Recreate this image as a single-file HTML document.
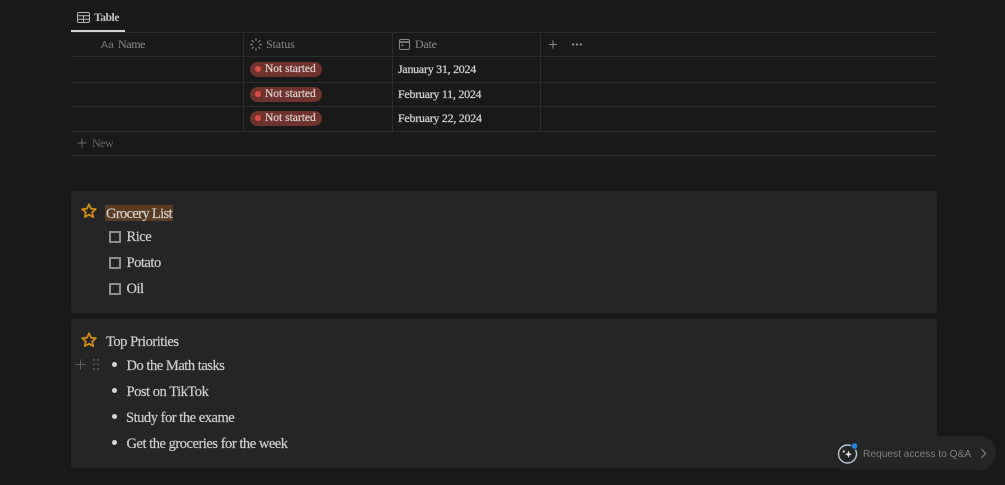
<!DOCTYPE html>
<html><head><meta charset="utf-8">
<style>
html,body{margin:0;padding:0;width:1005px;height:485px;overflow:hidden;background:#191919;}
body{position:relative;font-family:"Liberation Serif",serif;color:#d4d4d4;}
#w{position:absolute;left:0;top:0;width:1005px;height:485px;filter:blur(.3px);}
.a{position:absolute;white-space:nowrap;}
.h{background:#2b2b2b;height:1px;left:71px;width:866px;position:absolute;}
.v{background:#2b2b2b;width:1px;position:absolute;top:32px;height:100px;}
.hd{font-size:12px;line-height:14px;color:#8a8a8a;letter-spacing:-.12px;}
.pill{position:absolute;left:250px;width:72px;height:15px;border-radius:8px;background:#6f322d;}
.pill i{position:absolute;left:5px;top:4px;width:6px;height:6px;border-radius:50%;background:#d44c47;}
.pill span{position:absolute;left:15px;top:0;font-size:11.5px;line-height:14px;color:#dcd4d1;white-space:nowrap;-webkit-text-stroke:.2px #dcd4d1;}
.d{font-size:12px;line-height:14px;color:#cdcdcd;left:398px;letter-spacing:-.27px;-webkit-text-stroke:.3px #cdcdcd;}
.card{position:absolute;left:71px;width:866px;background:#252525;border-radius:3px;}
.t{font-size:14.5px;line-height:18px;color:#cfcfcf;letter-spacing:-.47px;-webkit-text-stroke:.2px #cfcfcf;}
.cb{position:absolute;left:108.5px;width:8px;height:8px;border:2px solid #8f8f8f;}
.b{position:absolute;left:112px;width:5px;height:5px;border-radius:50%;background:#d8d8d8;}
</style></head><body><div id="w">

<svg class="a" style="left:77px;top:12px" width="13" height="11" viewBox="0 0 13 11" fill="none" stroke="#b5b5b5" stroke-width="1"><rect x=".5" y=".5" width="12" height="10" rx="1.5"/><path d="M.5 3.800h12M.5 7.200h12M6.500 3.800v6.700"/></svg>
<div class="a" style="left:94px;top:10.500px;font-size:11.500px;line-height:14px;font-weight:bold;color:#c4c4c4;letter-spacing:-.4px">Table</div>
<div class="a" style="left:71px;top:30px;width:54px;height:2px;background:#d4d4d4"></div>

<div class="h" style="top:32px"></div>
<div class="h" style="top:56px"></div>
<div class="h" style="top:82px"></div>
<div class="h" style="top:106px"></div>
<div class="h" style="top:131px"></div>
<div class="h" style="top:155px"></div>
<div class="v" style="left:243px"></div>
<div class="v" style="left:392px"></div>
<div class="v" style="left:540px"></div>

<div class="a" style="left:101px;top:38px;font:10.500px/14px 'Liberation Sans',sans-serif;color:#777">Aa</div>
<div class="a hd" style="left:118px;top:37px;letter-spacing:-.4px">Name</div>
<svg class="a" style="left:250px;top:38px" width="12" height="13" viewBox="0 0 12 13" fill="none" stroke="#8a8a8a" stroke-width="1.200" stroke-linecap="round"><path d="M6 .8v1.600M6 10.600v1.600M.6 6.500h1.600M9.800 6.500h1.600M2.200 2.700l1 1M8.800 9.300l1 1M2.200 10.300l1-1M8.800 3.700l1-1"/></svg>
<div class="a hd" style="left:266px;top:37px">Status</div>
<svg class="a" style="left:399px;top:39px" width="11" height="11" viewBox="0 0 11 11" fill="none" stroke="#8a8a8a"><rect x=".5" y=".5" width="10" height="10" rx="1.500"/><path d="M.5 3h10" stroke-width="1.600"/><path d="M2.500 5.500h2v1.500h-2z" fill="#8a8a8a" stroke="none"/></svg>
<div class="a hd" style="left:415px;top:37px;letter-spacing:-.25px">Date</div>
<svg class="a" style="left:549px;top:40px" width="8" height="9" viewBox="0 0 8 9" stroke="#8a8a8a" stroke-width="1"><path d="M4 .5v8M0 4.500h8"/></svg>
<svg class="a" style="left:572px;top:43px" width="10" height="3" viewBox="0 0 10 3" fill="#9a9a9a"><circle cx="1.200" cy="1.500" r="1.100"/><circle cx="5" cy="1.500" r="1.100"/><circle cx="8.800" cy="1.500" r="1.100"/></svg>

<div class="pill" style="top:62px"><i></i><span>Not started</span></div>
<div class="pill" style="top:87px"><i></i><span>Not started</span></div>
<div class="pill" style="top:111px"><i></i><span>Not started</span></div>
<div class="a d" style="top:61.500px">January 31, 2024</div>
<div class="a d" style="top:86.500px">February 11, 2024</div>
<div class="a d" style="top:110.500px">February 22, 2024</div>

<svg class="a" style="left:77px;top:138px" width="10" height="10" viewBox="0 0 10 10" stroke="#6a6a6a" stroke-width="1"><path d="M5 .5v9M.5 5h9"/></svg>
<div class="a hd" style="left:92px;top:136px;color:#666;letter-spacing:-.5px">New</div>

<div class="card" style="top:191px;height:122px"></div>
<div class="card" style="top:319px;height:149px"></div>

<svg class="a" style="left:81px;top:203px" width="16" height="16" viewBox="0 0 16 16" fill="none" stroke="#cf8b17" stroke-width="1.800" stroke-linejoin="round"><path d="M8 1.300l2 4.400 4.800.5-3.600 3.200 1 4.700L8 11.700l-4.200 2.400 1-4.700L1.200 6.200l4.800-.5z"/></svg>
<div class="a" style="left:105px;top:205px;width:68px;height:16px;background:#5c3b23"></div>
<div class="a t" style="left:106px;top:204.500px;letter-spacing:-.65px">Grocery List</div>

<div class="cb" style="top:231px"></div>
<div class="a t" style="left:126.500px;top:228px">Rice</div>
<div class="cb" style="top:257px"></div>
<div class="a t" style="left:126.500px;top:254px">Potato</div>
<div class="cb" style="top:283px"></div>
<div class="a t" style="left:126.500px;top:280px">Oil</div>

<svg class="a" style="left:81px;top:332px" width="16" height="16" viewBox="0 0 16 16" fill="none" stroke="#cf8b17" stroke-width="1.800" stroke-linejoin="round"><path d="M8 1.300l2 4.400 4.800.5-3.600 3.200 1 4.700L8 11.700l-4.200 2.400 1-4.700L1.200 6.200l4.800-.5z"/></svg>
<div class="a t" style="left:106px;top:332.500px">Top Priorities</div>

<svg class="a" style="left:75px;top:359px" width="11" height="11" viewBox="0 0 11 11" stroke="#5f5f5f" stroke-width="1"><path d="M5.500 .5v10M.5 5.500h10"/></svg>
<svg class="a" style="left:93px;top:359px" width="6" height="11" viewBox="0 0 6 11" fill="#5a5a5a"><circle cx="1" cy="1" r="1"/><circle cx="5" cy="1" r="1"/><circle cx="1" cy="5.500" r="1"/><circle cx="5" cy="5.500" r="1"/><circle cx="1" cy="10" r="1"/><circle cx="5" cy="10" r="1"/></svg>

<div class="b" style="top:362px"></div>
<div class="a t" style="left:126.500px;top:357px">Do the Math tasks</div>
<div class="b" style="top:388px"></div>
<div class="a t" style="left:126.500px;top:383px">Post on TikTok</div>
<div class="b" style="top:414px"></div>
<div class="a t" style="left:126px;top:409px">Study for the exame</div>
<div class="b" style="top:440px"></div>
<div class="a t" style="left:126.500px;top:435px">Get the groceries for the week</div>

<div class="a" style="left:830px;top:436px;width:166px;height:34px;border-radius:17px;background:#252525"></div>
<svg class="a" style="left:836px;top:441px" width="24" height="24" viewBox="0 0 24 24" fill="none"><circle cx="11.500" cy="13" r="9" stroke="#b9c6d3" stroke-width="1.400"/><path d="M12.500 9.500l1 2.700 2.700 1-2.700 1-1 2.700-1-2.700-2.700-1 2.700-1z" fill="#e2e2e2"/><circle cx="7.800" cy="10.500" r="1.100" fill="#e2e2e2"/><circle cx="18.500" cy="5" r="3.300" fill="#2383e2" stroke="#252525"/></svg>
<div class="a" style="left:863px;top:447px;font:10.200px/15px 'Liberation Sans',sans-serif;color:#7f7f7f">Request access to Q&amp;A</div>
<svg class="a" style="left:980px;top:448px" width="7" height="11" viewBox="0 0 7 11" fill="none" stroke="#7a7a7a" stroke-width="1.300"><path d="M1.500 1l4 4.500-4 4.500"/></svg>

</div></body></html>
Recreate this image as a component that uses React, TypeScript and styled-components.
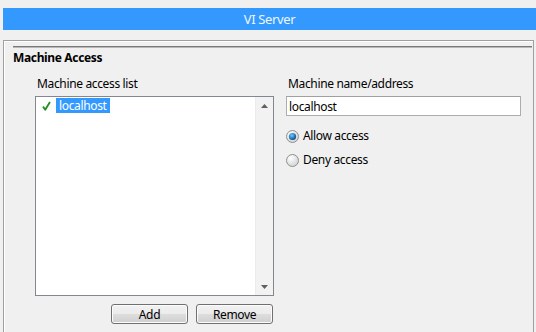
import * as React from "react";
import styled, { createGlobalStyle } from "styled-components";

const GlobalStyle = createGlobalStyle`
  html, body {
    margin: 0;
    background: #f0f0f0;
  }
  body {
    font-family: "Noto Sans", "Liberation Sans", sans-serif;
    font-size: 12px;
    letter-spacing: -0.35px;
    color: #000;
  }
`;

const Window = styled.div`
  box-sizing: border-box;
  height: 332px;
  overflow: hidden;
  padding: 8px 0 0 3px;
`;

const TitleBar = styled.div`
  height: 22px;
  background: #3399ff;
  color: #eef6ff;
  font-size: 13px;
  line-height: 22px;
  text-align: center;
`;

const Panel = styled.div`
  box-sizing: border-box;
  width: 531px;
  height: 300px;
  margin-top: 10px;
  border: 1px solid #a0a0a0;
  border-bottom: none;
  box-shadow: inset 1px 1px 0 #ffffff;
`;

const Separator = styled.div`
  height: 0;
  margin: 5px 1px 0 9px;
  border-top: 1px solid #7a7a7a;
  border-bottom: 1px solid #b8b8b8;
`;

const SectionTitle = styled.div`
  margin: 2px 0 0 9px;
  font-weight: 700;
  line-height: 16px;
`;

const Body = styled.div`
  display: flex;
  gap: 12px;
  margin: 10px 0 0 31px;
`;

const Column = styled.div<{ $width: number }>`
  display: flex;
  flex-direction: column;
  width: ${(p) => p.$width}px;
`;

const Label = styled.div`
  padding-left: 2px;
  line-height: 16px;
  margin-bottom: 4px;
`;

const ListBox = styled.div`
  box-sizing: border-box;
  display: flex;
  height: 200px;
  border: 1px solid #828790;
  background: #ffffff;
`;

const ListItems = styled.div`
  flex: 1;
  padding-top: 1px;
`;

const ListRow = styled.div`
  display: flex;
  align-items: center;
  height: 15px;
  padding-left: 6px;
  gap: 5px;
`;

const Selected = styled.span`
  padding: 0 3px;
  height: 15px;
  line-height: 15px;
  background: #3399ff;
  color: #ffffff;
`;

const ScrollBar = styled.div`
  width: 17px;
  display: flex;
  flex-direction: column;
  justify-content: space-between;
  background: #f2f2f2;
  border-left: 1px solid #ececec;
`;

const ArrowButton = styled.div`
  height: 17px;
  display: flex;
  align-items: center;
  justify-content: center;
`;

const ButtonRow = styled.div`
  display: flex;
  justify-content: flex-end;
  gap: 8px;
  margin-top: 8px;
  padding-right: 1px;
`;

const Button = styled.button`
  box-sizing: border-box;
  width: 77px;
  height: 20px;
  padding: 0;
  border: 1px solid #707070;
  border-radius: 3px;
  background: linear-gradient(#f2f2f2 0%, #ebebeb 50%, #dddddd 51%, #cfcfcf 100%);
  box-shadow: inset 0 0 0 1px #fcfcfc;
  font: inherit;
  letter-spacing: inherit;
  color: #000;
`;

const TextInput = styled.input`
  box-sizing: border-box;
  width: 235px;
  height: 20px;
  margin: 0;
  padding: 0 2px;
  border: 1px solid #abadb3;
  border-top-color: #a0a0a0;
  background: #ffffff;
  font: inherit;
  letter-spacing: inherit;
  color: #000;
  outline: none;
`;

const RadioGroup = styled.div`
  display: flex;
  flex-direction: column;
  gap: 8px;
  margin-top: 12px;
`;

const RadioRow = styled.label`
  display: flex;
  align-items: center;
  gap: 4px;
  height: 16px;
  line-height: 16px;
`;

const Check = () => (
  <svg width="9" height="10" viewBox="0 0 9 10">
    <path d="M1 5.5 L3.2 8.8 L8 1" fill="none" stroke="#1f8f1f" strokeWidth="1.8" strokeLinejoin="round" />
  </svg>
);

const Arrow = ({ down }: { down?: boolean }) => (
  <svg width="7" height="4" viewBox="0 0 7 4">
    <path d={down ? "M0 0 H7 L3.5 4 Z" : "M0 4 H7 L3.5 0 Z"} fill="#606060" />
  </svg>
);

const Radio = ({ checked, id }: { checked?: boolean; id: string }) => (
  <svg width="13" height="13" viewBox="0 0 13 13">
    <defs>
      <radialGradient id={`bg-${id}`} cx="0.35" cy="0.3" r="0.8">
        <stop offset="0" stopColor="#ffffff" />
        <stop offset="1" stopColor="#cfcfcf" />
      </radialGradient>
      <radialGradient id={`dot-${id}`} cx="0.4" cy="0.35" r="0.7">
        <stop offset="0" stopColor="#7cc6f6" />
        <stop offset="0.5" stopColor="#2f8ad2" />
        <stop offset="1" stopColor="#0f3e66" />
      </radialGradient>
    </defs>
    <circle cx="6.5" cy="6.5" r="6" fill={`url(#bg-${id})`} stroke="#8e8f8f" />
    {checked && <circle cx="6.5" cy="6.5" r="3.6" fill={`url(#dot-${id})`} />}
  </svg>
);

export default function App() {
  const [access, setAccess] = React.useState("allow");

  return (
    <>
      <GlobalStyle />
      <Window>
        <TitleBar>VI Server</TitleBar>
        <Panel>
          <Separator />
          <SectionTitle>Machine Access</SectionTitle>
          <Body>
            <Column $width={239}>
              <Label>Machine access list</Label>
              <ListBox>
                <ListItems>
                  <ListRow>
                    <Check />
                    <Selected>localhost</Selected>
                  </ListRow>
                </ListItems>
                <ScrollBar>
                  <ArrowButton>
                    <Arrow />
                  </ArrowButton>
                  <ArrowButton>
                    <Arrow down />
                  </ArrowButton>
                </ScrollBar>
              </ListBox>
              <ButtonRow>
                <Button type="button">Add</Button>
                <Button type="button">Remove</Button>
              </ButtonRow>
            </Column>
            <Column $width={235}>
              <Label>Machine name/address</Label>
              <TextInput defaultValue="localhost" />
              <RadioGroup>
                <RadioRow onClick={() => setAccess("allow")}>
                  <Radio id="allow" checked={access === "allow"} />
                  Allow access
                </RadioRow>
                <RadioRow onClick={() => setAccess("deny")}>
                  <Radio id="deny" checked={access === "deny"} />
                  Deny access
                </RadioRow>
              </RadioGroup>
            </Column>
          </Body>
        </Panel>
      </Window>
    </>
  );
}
--------------------
> _Aim_: Take every line from the records above that has the word "components" and copy it.

> _Task solution_:
Recreate this image as a component that uses React, TypeScript and styled-components.
import styled, { createGlobalStyle } from "styled-components";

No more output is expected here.